Example Content Streaming System

Now referring to FIG. 4, FIG. 4 is an example system diagram for a content streaming system 400, in accordance with some embodiments of the present disclosure. FIG. 4 includes application server(s) 402 (which may include similar components, features, and/or functionality to the example computing device 500 of FIG. 5), client device(s) 404 (which may include similar components, features, and/or functionality to the example computing device 500 of FIG. 5), and network(s) 406 (which may be similar to the network(s) described herein). In some embodiments of the present disclosure, the system 400 may be implemented to perform diffusion model training and runtime operations. The application session may correspond to a game streaming application (e.g., NVIDIA GEFORCE NOW), a remote desktop application, a simulation application (e.g., autonomous or semi-autonomous vehicle simulation), computer aided design (CAD) applications, virtual reality (VR) and/or augmented reality (AR) streaming applications, deep learning applications, and/or other application types. For example, the system 400 can be implemented to receive input indicating one or more features of output to be generated using a neural network model, provide the input to the model to cause the model to generate the output, and use the output for various operations including display or simulation operations.

In the system 400, for an application session, the client device(s) 404 may only receive input data in response to inputs to the input device(s), transmit the input data to the application server(s) 402, receive encoded display data from the application server(s) 402, and display the display data on the display 424. As such, the more computationally intense computing and processing is offloaded to the application server(s) 402 (e.g., rendering—in particular ray or path tracing—for graphical output of the application session is executed by the GPU(s) of the game server(s) 402). In other words, the application session is streamed to the client device(s) 404 from the application server(s) 402, thereby reducing the requirements of the client device(s) 404 for graphics processing and rendering.

For example, with respect to an instantiation of an application session, a client device 404 may be displaying a frame of the application session on the display 424 based on receiving the display data from the application server(s) 402. The client device 404 may receive an input to one of the input device(s) and generate input data in response, such as to provide modification inputs of a driving signal for use by modifier 112. The client device 404 may transmit the input data to the application server(s) 402 via the communication interface 420 and over the network(s) 406 (e.g., the Internet), and the application server(s) 402 may receive the input data via the communication interface 418. The CPU(s) 408 may receive the input data, process the input data, and transmit data to the GPU(s) 410 that causes the GPU(s) 410 to generate a rendering of the application session.
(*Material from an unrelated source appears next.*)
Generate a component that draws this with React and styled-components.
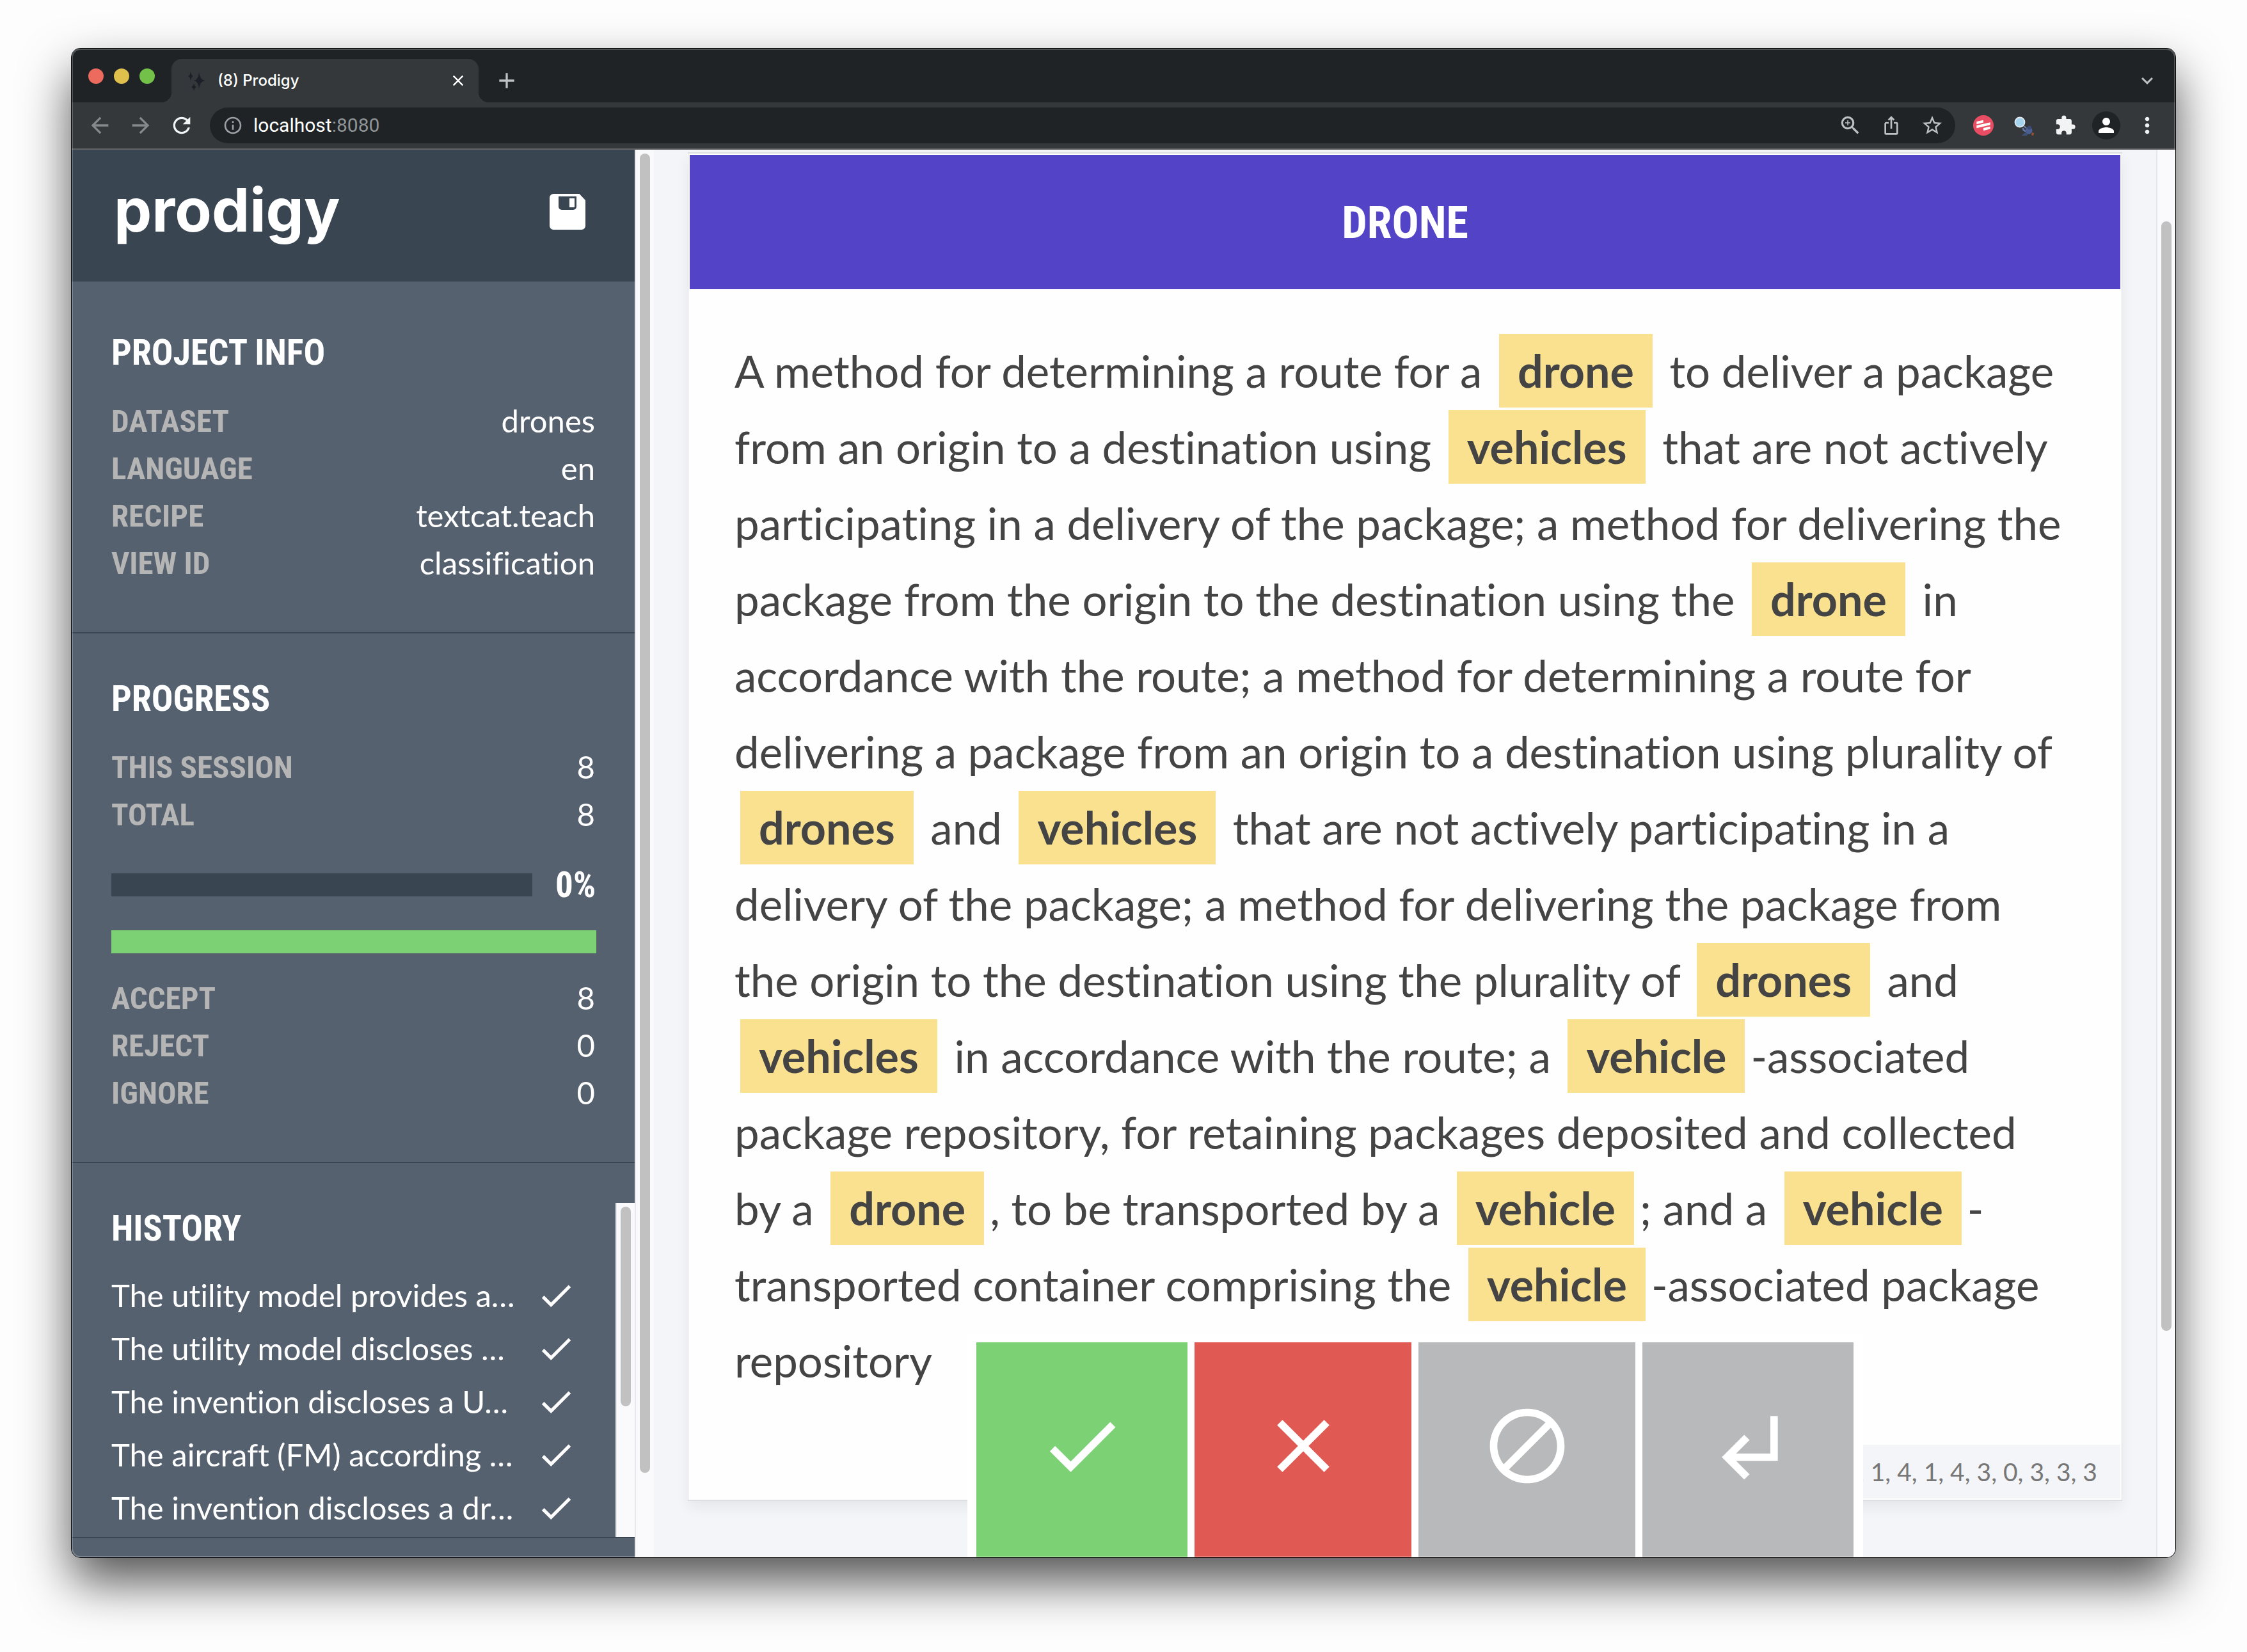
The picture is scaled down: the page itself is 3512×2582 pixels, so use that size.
import React from "react";
import styled, { createGlobalStyle } from "styled-components";
import {
  MdAdd,
  MdArrowBack,
  MdArrowForward,
  MdClose,
  MdExtension,
  MdIosShare,
  MdKeyboardArrowDown,
  MdMoreVert,
  MdOutlineInfo,
  MdPerson,
  MdRefresh,
  MdStarBorder,
  MdZoomIn,
} from "react-icons/md";

const colors = {
  chromeDark: "#1f2325",
  chrome: "#34383a",
  chromeIcon: "#bdc1c4",
  sidebar: "#56616f",
  sidebarDark: "#3a4552",
  label: "#b5b5b5",
  page: "#f4f5f8",
  text: "#444444",
  title: "#5343c6",
  mark: "#f9e190",
  accept: "#7bd174",
  reject: "#e05a53",
  neutral: "#b8b9bb",
};

const condensed = `"Roboto Condensed", "Liberation Sans Narrow", Roboto, sans-serif`;
const body = `Lato, sans-serif`;
const system = `Inter, Roboto, sans-serif`;

const GlobalStyle = createGlobalStyle`
  *, *::before, *::after { box-sizing: border-box; }
  body { margin: 0; background: #fdfdfe; font-family: ${body}; }
  h1, h2, p, dl, dd, ul { margin: 0; padding: 0; }
  ul { list-style: none; }
  button { border: 0; padding: 0; margin: 0; background: none; color: inherit; font: inherit; cursor: pointer; }
  svg { display: block; flex: none; }
`;

const Desktop = styled.div`
  display: flex;
  height: 100vh;
  padding: 76px 112px 148px;
  overflow: hidden;
`;

const Window = styled.div`
  position: relative;
  flex: 1;
  min-width: 0;
  display: flex;
  flex-direction: column;
  overflow: hidden;
  border-radius: 14px;
  background: ${colors.page};
  box-shadow: 0 0 0 1px #000, 0 38px 78px rgba(0, 0, 0, 0.68);

  &::after {
    content: "";
    position: absolute;
    inset: 0;
    border-radius: 14px;
    box-shadow: inset 0 0 0 2px rgba(255, 255, 255, 0.22);
    pointer-events: none;
  }
`;

/* Browser chrome */

const TabStrip = styled.div`
  flex: none;
  display: flex;
  align-items: flex-end;
  height: 84px;
  padding: 0 24px 0 26px;
  background: ${colors.chromeDark};
`;

const TrafficLights = styled.div`
  display: flex;
  gap: 16px;
  padding-bottom: 29px;
  margin-right: 26px;
`;

const Light = styled.button`
  width: 24px;
  height: 24px;
  border-radius: 50%;
  background: ${(p) => p.$color};
`;

const Tab = styled.div`
  position: relative;
  display: flex;
  align-items: center;
  width: 480px;
  height: 68px;
  padding: 0 18px 0 26px;
  border-radius: 16px 16px 0 0;
  background: ${colors.chrome};
  color: #fff;
  font: 500 24px/30px ${system};

  &::before,
  &::after {
    content: "";
    position: absolute;
    bottom: 0;
    width: 16px;
    height: 16px;
  }
  &::before {
    right: 100%;
    background: radial-gradient(circle at 0 0, transparent 16px, ${colors.chrome} 16px);
  }
  &::after {
    left: 100%;
    background: radial-gradient(circle at 100% 0, transparent 16px, ${colors.chrome} 16px);
  }
`;

const TabTitle = styled.span`
  flex: 1;
  margin-left: 18px;
`;

const IconButton = styled.button`
  display: flex;
  align-items: center;
  justify-content: center;
  flex: none;
  width: ${(p) => p.$width || 64}px;
  height: ${(p) => p.$height || 56}px;
  color: ${(p) => p.$color || colors.chromeIcon};
`;

const TabStripEnd = styled.div`
  flex: 1;
  display: flex;
  justify-content: space-between;
  align-items: center;
  height: 68px;
  padding: 0 0 0 12px;
`;

const Toolbar = styled.div`
  flex: none;
  display: flex;
  align-items: center;
  height: 74px;
  padding: 0 12px;
  background: ${colors.chrome};
  border-bottom: 2px solid #626364;
`;

const AddressBar = styled.div`
  flex: 1;
  display: flex;
  align-items: center;
  height: 56px;
  margin: 0 12px 0 12px;
  padding: 0 4px 0 20px;
  border-radius: 28px;
  background: ${colors.chromeDark};
  color: #9aa0a6;
`;

const Address = styled.div`
  flex: 1;
  margin-left: 16px;
  color: #8f9497;
  font: 400 30px/36px Roboto, sans-serif;
`;

const Host = styled.span`
  color: #fff;
`;

const Avatar = styled.span`
  display: flex;
  align-items: center;
  justify-content: center;
  width: 44px;
  height: 44px;
  border-radius: 50%;
  background: ${colors.chromeDark};
  color: #fff;
`;

/* Page */

const Page = styled.div`
  flex: 1;
  min-height: 0;
  display: flex;
  font-variant-ligatures: none;
`;

const Sidebar = styled.aside`
  flex: none;
  display: flex;
  flex-direction: column;
  width: 880px;
  background: ${colors.sidebar};
  color: #fff;
`;

const SidebarHeader = styled.header`
  flex: none;
  display: flex;
  align-items: center;
  justify-content: space-between;
  height: 206px;
  padding: 0 77px 12px 66px;
  background: ${colors.sidebarDark};
`;

const Logo = styled.h1`
  padding-bottom: 6px;
  font-family: Inter, sans-serif;
  font-size: 94px;
  font-weight: 700;
  line-height: 112px;
`;

const SidebarBody = styled.div`
  flex: 1;
  min-height: 0;
  display: flex;
  flex-direction: column;
  padding-top: 9px;
`;

const Section = styled.section`
  flex: none;
  padding: 70px 60px 72px 62px;
  border-bottom: 2px solid ${colors.sidebarDark};
`;

const HistorySection = styled.section`
  flex: 1;
  min-height: 0;
  display: flex;
  margin-bottom: 30px;
  padding-top: 62px;
  border-bottom: 2px solid ${colors.sidebarDark};
`;

const HistoryContent = styled.div`
  flex: 1;
  overflow: hidden;
  padding: 8px 62px 0;
`;

const Heading = styled.h2`
  margin-bottom: ${(p) => (p.$tight ? 31 : 37)}px;
  font-family: ${condensed};
  font-size: 56px;
  font-weight: 700;
  line-height: 64px;
  text-transform: uppercase;
`;

const Facts = styled.dl`
  display: grid;
  grid-template-columns: auto 1fr;
`;

const Label = styled.dt`
  padding-top: 4px;
  color: ${colors.label};
  font-family: ${condensed};
  font-size: 49px;
  font-weight: 700;
  line-height: 70px;
  text-transform: uppercase;
`;

const Value = styled.dd`
  padding-right: 2px;
  text-align: right;
  font-size: 49px;
  line-height: 74px;
`;

const ProgressRow = styled.div`
  display: flex;
  align-items: center;
  gap: 36px;
  margin-top: 42px;
`;

const Bar = styled.div`
  flex: 1;
  height: 36px;
  background: ${colors.sidebarDark};
`;

const StackedBar = styled(Bar)`
  margin: 39px 0 32px;
`;

const Fill = styled.div`
  height: 100%;
  background: ${colors.accept};
`;

const Percent = styled.span`
  padding-right: 1px;
  font-family: ${condensed};
  font-size: 55px;
  font-weight: 700;
  line-height: 64px;
`;

const HistoryRow = styled.li`
  display: flex;
  align-items: center;
  justify-content: space-between;
  height: 83px;
  font-size: 49px;
  line-height: 83px;
  white-space: nowrap;
`;

const ScrollTrack = styled.div`
  flex: none;
  width: 30px;
  padding: 6px 6px 0;
  border-left: 2px solid #e7e8ec;
  background: #fafafd;
`;

const ScrollThumb = styled.div`
  width: 16px;
  height: ${(p) => p.$size};
  margin-top: ${(p) => p.$start || "0"};
  border-radius: 8px;
  background: #c1c1c2;
`;

const Main = styled.main`
  position: relative;
  flex: 1;
  min-width: 0;
  padding: 4px 53px 0;
`;

const Card = styled.article`
  padding: 2px;
  border: 2px solid #dddee0;
  border-width: 2px 1px;
  background: #fefefe;
  box-shadow: 0 10px 20px rgba(0, 0, 0, 0.06);
`;

const CardTitle = styled.h2`
  padding: 65px 0 63px;
  background: ${colors.title};
  color: #fff;
  text-align: center;
  text-transform: uppercase;
  font-family: ${condensed};
  font-size: 70px;
  font-weight: 700;
  line-height: 82px;
`;

const Passage = styled.p`
  padding: 68px 84px 72px 70px;
  color: ${colors.text};
  font-size: 69px;
  line-height: 119px;
`;

const Mark = styled.mark`
  display: inline-block;
  margin: 0 9px;
  padding: 22px 29px 23px;
  background: ${colors.mark};
  color: inherit;
  font-size: 70px;
  font-weight: 700;
  line-height: 70px;
`;

const CardFooter = styled.footer`
  display: flex;
  justify-content: flex-end;
`;

const Meta = styled.div`
  padding: 0 36px;
  background: ${colors.page};
  color: #777;
  font-size: 39px;
  line-height: 84px;
`;

const Actions = styled.div`
  position: absolute;
  right: 458px;
  bottom: 0;
  display: grid;
  grid-template-columns: repeat(4, 1fr);
  width: 1400px;
  padding-top: 14px;
  background: #fff;
`;

const Action = styled.button`
  display: flex;
  align-items: center;
  justify-content: center;
  height: 336px;
  padding-bottom: 12px;
  background: ${(p) => p.$color};
  background-clip: padding-box;
  border: solid #fff;
  border-width: 0 6px 0 5px;
  color: #fff;

  &:first-child {
    border-left-width: 14px;
  }
  &:last-child {
    border-right-width: 15px;
  }
`;

/* Icons */

const paths = {
  check: "M9 16.17L4.83 12l-1.42 1.41L9 19 21 7l-1.41-1.41z",
  close:
    "M19 6.41L17.59 5 12 10.59 6.41 5 5 6.41 10.59 12 5 17.59 6.41 19 12 13.41 17.59 19 19 17.59 13.41 12z",
  block:
    "M12 2C6.48 2 2 6.48 2 12s4.48 10 10 10 10-4.48 10-10S17.52 2 12 2zM4 12c0-4.42 3.58-8 8-8 1.85 0 3.55.63 4.9 1.69L5.69 16.9C4.63 15.55 4 13.85 4 12zm8 8c-1.85 0-3.55-.63-4.9-1.69L18.31 7.1C19.37 8.45 20 10.15 20 12c0 4.42-3.58 8-8 8z",
  undo: "M11 9l1.42 1.42L8.83 14H18V4h2v12H8.83l3.59 3.58L11 21l-6-6 6-6z",
};

const Glyph = ({ name, size }) => (
  <svg width={size} height={size} viewBox="0 0 24 24" fill="currentColor" aria-hidden="true">
    <path d={paths[name]} />
  </svg>
);

const SaveIcon = () => (
  <svg width="56" height="56" viewBox="0 0 56 56" aria-hidden="true">
    <path
      fill="#fff"
      fillRule="evenodd"
      d="M6 0H46.500L56 10V50a6 6 0 0 1-6 6H6a6 6 0 0 1-6-6V6a6 6 0 0 1 6-6zM14 4V20a5 5 0 0 0 5 5H37a5 5 0 0 0 5-5V4zM31 7h8v14h-8z"
    />
  </svg>
);

const Sparkles = () => (
  <svg width="28" height="32" viewBox="0 0 28 32" fill="#1b2029" aria-hidden="true">
    <path d="M17 3Q18 15 27 16Q18 17 17 29Q16 17 9 16Q16 15 17 3z" />
    <path d="M4 2Q5 8 8 9Q5 10 4 16Q3 10 0 9Q3 8 4 2z" />
    <path d="M9 20Q10 25 13 26Q10 27 9 32Q8 27 5 26Q8 25 9 20z" />
  </svg>
);

const StripesBadge = () => (
  <svg width="32" height="32" viewBox="0 0 32 32" aria-hidden="true">
    <circle cx="16" cy="16" r="16" fill="#e84d63" />
    <g fill="#fff">
      <path d="M5.300 10L16 7.700V11.500L5.300 14.300z" />
      <path d="M5.300 16L26.700 11.300V15.300L5.300 20.300z" />
      <path d="M16 20L26.700 17.700V21.500L16 24.200z" />
    </g>
  </svg>
);

const LensIcon = () => (
  <svg width="32" height="32" viewBox="0 0 32 32" aria-hidden="true">
    <circle cx="9" cy="11" r="7.500" fill="#a5d5ee" stroke="#e3e9f2" strokeWidth="1.800" />
    <path d="M15 17l4 3" stroke="#6f83ad" strokeWidth="2" />
    <path d="M14 20q0 5 5 5" fill="none" stroke="#6379a8" strokeWidth="2.500" />
    <circle cx="23" cy="24" r="5.500" fill="#4c5f92" />
    <circle cx="24" cy="19.500" r="3" fill="#3b4a78" />
    <path fill="#3f5078" d="M11 32l7-5 4 3-3 2z" />
    <path fill="#9c5230" d="M28 27l3 1-1 4-3-1z" />
  </svg>
);

/* Data */

const project = [
  ["Dataset", "drones"],
  ["Language", "en"],
  ["Recipe", "textcat.teach"],
  ["View ID", "classification"],
];
const session = [
  ["This session", 8],
  ["Total", 8],
];
const decisions = [
  ["Accept", 8],
  ["Reject", 0],
  ["Ignore", 0],
];
const history = [
  "The utility model provides a…",
  "The utility model discloses …",
  "The invention discloses a U…",
  "The aircraft (FM) according …",
  "The invention discloses a dr…",
];

const FactList = ({ items }) => (
  <Facts>
    {items.map(([label, value]) => (
      <React.Fragment key={label}>
        <Label>{label}</Label>
        <Value>{value}</Value>
      </React.Fragment>
    ))}
  </Facts>
);

const Browser = () => (
  <>
    <TabStrip>
      <TrafficLights>
        <Light $color="#ec6a5e" aria-label="Close window" />
        <Light $color="#dfc04c" aria-label="Minimise window" />
        <Light $color="#73c148" aria-label="Zoom window" />
      </TrafficLights>
      <Tab>
        <Sparkles />
        <TabTitle>(8) Prodigy</TabTitle>
        <IconButton $width={28} $color="#fff" aria-label="Close tab">
          <MdClose size={28} />
        </IconButton>
      </Tab>
      <TabStripEnd>
        <IconButton aria-label="New tab">
          <MdAdd size={40} />
        </IconButton>
        <IconButton $width={40} aria-label="Search tabs">
          <MdKeyboardArrowDown size={36} />
        </IconButton>
      </TabStripEnd>
    </TabStrip>
    <Toolbar>
      <IconButton $color="#85898b" aria-label="Back">
        <MdArrowBack size={40} />
      </IconButton>
      <IconButton $color="#85898b" aria-label="Forward">
        <MdArrowForward size={40} />
      </IconButton>
      <IconButton $color="#f1f3f4" aria-label="Reload">
        <MdRefresh size={40} />
      </IconButton>
      <AddressBar>
        <MdOutlineInfo size={32} />
        <Address>
          <Host>localhost</Host>:8080
        </Address>
        <IconButton aria-label="Page zoom">
          <MdZoomIn size={38} />
        </IconButton>
        <IconButton aria-label="Share">
          <MdIosShare size={32} />
        </IconButton>
        <IconButton aria-label="Bookmark">
          <MdStarBorder size={36} />
        </IconButton>
      </AddressBar>
      <IconButton aria-label="Extension one">
        <StripesBadge />
      </IconButton>
      <IconButton aria-label="Extension two">
        <LensIcon />
      </IconButton>
      <IconButton $color="#f1f3f4" aria-label="Extensions">
        <MdExtension size={34} />
      </IconButton>
      <IconButton aria-label="Profile">
        <Avatar>
          <MdPerson size={36} />
        </Avatar>
      </IconButton>
      <IconButton $color="#f1f3f4" aria-label="Menu">
        <MdMoreVert size={40} />
      </IconButton>
    </Toolbar>
  </>
);

const SidePanel = () => {
  const total = decisions.reduce((sum, [, count]) => sum + count, 0);
  const accepted = (100 * decisions[0][1]) / total;
  return (
    <Sidebar>
      <SidebarHeader>
        <Logo>prodigy</Logo>
        <button aria-label="Save">
          <SaveIcon />
        </button>
      </SidebarHeader>
      <SidebarBody>
        <Section>
          <Heading>Project info</Heading>
          <FactList items={project} />
        </Section>
        <Section>
          <Heading>Progress</Heading>
          <FactList items={session} />
          <ProgressRow>
            <Bar role="progressbar" aria-label="Progress" aria-valuenow={0}>
              <Fill style={{ width: "0%" }} />
            </Bar>
            <Percent>0%</Percent>
          </ProgressRow>
          <StackedBar>
            <Fill style={{ width: `${accepted}%` }} />
          </StackedBar>
          <FactList items={decisions} />
        </Section>
        <HistorySection>
          <HistoryContent>
            <Heading $tight>History</Heading>
            <ul>
              {history.map((text) => (
                <HistoryRow key={text}>
                  <span>{text}</span>
                  <Glyph name="check" size={62} />
                </HistoryRow>
              ))}
            </ul>
          </HistoryContent>
          <ScrollTrack>
            <ScrollThumb $size="312px" />
          </ScrollTrack>
        </HistorySection>
      </SidebarBody>
    </Sidebar>
  );
};

export default function App() {
  return (
    <Desktop>
      <GlobalStyle />
      <Window>
        <Browser />
        <Page>
          <SidePanel />
          <ScrollTrack>
            <ScrollThumb $size="94%" />
          </ScrollTrack>
          <Main>
            <Card>
              <CardTitle>Drone</CardTitle>
              <Passage>
                A method for determining a route for a <Mark>drone</Mark> to deliver a package from an
                origin to a destination using <Mark>vehicles</Mark> that are not actively
                participating in a delivery of the package; a method for delivering the package from
                the origin to the destination using the <Mark>drone</Mark> in accordance with the
                route; a method for determining a route for delivering a package from an origin to a
                destination using plurality of <Mark>drones</Mark> and <Mark>vehicles</Mark> that are
                not actively participating in a delivery of the package; a method for delivering the
                package from the origin to the destination using the plurality of{" "}
                <Mark>drones</Mark> and <Mark>vehicles</Mark> in accordance with the route; a{" "}
                <Mark>vehicle</Mark>-associated package repository, for retaining packages deposited
                and collected by a <Mark>drone</Mark>, to be transported by a <Mark>vehicle</Mark>;
                and a <Mark>vehicle</Mark>-transported container comprising the{" "}
                <Mark>vehicle</Mark>-associated package repository
              </Passage>
              <CardFooter>
                <Meta>, 1, 4, 1, 4, 3, 0, 3, 3, 3</Meta>
              </CardFooter>
            </Card>
            <Actions>
              <Action $color={colors.accept} aria-label="Accept">
                <Glyph name="check" size={140} />
              </Action>
              <Action $color={colors.reject} aria-label="Reject">
                <Glyph name="close" size={140} />
              </Action>
              <Action $color={colors.neutral} aria-label="Ignore">
                <Glyph name="block" size={140} />
              </Action>
              <Action $color={colors.neutral} aria-label="Undo">
                <Glyph name="undo" size={140} />
              </Action>
            </Actions>
          </Main>
          <ScrollTrack>
            <ScrollThumb $size="1734px" $start="106px" />
          </ScrollTrack>
        </Page>
      </Window>
    </Desktop>
  );
}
For example, the input data may be representative of a movement of a character of the user in a game session of a game application, firing a weapon, reloading, passing a ball, turning a vehicle, etc. The rendering component 412 may render the application session (e.g., representative of the result of the input data) and the render capture component 414 may capture the rendering of the application session as display data (e.g., as image data capturing the rendered frame of the application session). The rendering of the application session may include ray or path-traced lighting and/or shadow effects, computed using one or more parallel processing units-such as GPUs, which may further employ the use of one or more dedicated hardware accelerators or processing cores to perform ray or path-tracing techniques—of the application server(s) 402. In some embodiments, one or more virtual machines (VMs)—e.g., including one or more virtual components, such as vGPUs, vCPUs, etc.—may be used by the application server(s) 402 to support the application sessions. The encoder 416 may then encode the display data to generate encoded display data and the encoded display data may be transmitted to the client device 404 over the network(s) 406 via the communication interface 418. The client device 404 may receive the encoded display data via the communication interface 420 and the decoder 422 may decode the encoded display data to generate the display data. The client device 404 may then display the display data via the display 424, such as to display a top-down/BEV map of a scene or an environment.

Example Computing Device

FIG. 5 is a block diagram of an example computing device(s) 500 suitable for use in implementing some embodiments of the present disclosure. Computing device 500 may include an interconnect system 502 that directly or indirectly couples the following devices: memory 504, one or more central processing units (CPUs) 506, one or more graphics processing units (GPUs) 508, a communication interface 510, input/output (I/O) ports 512, input/output components 514, a power supply 516, one or more presentation components 518 (e.g., display(s)), and one or more logic units 520. In at least one embodiment, the computing device(s) 500 may comprise one or more virtual machines (VMs), and/or any of the components thereof may comprise virtual components (e.g., virtual hardware components). For non-limiting examples, one or more of the GPUs 508 may comprise one or more vGPUs, one or more of the CPUs 506 may comprise one or more vCPUs, and/or one or more of the logic units 520 may comprise one or more virtual logic units. As such, a computing device(s) 500 may include discrete components (e.g., a full GPU dedicated to the computing device 500), virtual components (e.g., a portion of a GPU dedicated to the computing device 500), or a combination thereof.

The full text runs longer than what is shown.